Georges Perec, pour les traces mnésiques des lieux, les contextes, les contraintes qui fonctionnent comme des protocoles. Se sentir en dette avec lui pour ça… comme avec Édouard Levé, Christophe Tarkos.
Pour avoir témoigné, pour ce témoignage essentiel, Si c’est un homme, Primo Lévi
Julio Cortazàr – La brièveté des récits, l’économie de la nouvelle, avec embarquement à effet immédiat, au coeur du film, en quelques lignes ou plusieurs pages… Comme Raymond Carver tout est là.
Pierre Michon au détour de Vie de Joseph Roulin et Le roi du bois et Onze,
pour tout ce qu’il travaille à faire un style, des phrases qui reviennent, des occurrences qui se répètent, un vocabulaire, des tournures précieuses, et l’inverse, la langue vernaculaire…
Pierre Guyotat pour la chaire, le réalisme cru, le rappel au corps sexué sans arrêt; et surtout pour des phrases au bord de la rupture, au risque presque de nous perdre, des accumulations
Ce que j’appelle oubli de Laurent Mauvignier, le choc, la voix forte, le récit choral… ce qu’il arrive à disjoindre dans la phrase avec une facilité déconcertante
Thomas Wolfe – pour l’écrivain qui témoigne dans son histoire d’un roman – comme un autre et avec une différence d’intensité Franz Kafka dans son Journal
Jorge Luis Borges, pour avoir été stupéfié par sa force d’évocation
Pierre Bergounioux, pour son réalisme et parce qu’il y a en nous, les provinciaux – habitants des territoires conquis, un crétin rural qui sommeille…

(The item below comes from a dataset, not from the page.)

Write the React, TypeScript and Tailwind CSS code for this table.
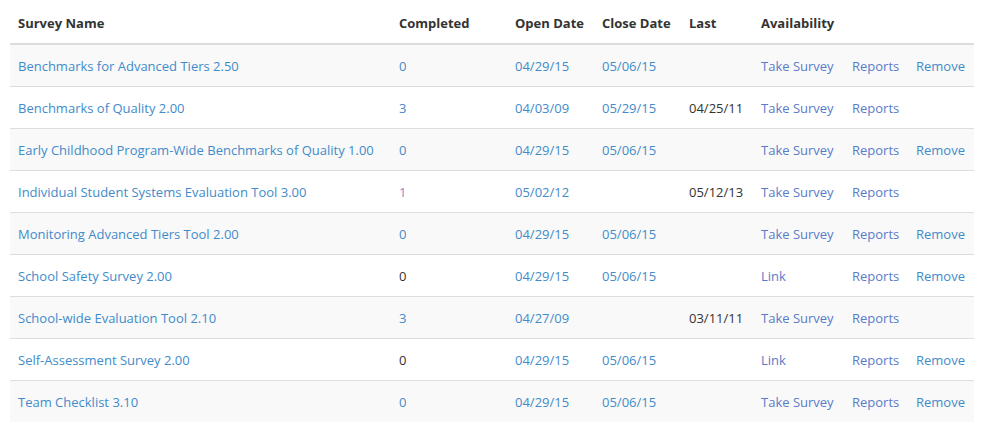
import React from 'react';

interface Survey {
  name: string;
  completed: string;
  completedLink: boolean;
  completedVisited?: boolean;
  open: string;
  close: string;
  last: string;
  availability: string;
  removable: boolean;
}

const surveys: Survey[] = [
  { name: 'Benchmarks for Advanced Tiers 2.50', completed: '0', completedLink: true, open: '04/29/15', close: '05/06/15', last: '', availability: 'Take Survey', removable: true },
  { name: 'Benchmarks of Quality 2.00', completed: '3', completedLink: true, open: '04/03/09', close: '05/29/15', last: '04/25/11', availability: 'Take Survey', removable: false },
  { name: 'Early Childhood Program-Wide Benchmarks of Quality 1.00', completed: '0', completedLink: true, open: '04/29/15', close: '05/06/15', last: '', availability: 'Take Survey', removable: true },
  { name: 'Individual Student Systems Evaluation Tool 3.00', completed: '1', completedLink: true, completedVisited: true, open: '05/02/12', close: '', last: '05/12/13', availability: 'Take Survey', removable: false },
  { name: 'Monitoring Advanced Tiers Tool 2.00', completed: '0', completedLink: true, open: '04/29/15', close: '05/06/15', last: '', availability: 'Take Survey', removable: true },
  { name: 'School Safety Survey 2.00', completed: '0', completedLink: false, open: '04/29/15', close: '05/06/15', last: '', availability: 'Link', removable: true },
  { name: 'School-wide Evaluation Tool 2.10', completed: '3', completedLink: true, open: '04/27/09', close: '', last: '03/11/11', availability: 'Take Survey', removable: false },
  { name: 'Self-Assessment Survey 2.00', completed: '0', completedLink: false, open: '04/29/15', close: '05/06/15', last: '', availability: 'Link', removable: true },
  { name: 'Team Checklist 3.10', completed: '0', completedLink: true, open: '04/29/15', close: '05/06/15', last: '', availability: 'Take Survey', removable: true },
];

const link = 'text-[#428bca]';
const visited = 'text-[#5a7bc8]';

export default function App() {
  return (
    <div className="h-[433px] w-[985px] bg-white px-[10px] text-[13px] leading-5 text-[#333]" style={{ fontFamily: '"Open Sans", "Noto Sans", sans-serif' }}>
      <table className="w-[964px] table-fixed border-collapse">
        <colgroup>
          <col className="w-[381px]" />
          <col className="w-[116px]" />
          <col className="w-[87px]" />
          <col className="w-[87px]" />
          <col className="w-[72px]" />
          <col className="w-[91px]" />
          <col className="w-[64px]" />
          <col className="w-[66px]" />
        </colgroup>
        <thead>
          <tr className="h-[44px] border-b-2 border-[#ddd]">
            <th className="whitespace-nowrap px-2 pt-[2px] text-left font-bold">Survey Name</th>
            <th className="whitespace-nowrap px-2 pt-[2px] text-left font-bold">Completed</th>
            <th className="whitespace-nowrap px-2 pt-[2px] text-left font-bold">Open Date</th>
            <th className="whitespace-nowrap px-2 pt-[2px] text-left font-bold">Close Date</th>
            <th className="whitespace-nowrap px-2 pt-[2px] text-left font-bold">Last</th>
            <th className="whitespace-nowrap px-2 pt-[2px] text-left font-bold">Availability</th>
            <th />
            <th />
          </tr>
        </thead>
        <tbody>
          {surveys.map((s, i) => (
            <tr key={s.name} className={`h-[42px] border-t border-[#ddd] first:border-t-0 ${i % 2 === 0 ? 'bg-[#f9f9f9]' : 'bg-white'}`}>
              <td className={`whitespace-nowrap px-2 pt-[2px] ${link}`}>{s.name}</td>
              <td className={`px-2 pt-[2px] ${s.completedVisited ? 'text-[#9b86c9]' : s.completedLink ? link : ''}`}>{s.completed}</td>
              <td className={`px-2 pt-[2px] ${link}`}>{s.open}</td>
              <td className={`px-2 pt-[2px] ${link}`}>{s.close}</td>
              <td className="px-2 pt-[2px]">{s.last}</td>
              <td className={`whitespace-nowrap px-2 pt-[2px] ${visited}`}>{s.availability}</td>
              <td className={`px-2 pt-[2px] ${visited}`}>Reports</td>
              <td className={`px-2 pt-[2px] ${link}`}>{s.removable ? 'Remove' : ''}</td>
            </tr>
          ))}
        </tbody>
      </table>
    </div>
  );
}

Hélène Bessette, “Naturellement pour convaincre il aurait fallu que mon physique soit très différent…” son être comme une barque frêle où la voile tendue sur son époque éprouve tous les vents contraires, être une femme seule, un monde d’hommes qui tirent les ficelles, ses livres ne se vendent pas car trop avant-gardistes, un procès qui la poursuit, toujours à peine de quoi vivre, sentir le sort s’acharner sur elle…
Jacques Roubaud, une vie (que l’on pourrait croire) en bibliothèque à la recherche du sonnet, les mathématiques et la poésie. Souvent présent…
Souvent présents Francis Ponge, Jacques Dupin, Henri Michaux, Philippe Jaccottet, Yves Bonnefoy…
Lambeaux de Charles Juliet, comment ce récit peut-être à ce point familier, jusqu’à s’associer à notre histoire… Je retrouve chez Michèle Desbordes une parenté de style.
Le journal de deuil de Roland Barthes : pour l’infini désespoir de la perte que rien ne console, et les brèches de réalité, des fulgurances : […] désormais et à jamais je suis moi-même ma propre mère. Et c’est qui se passe dans Homère est morte d’Hélène Cixous. Et Tiphaine Samoyault pour son Roland Barthes.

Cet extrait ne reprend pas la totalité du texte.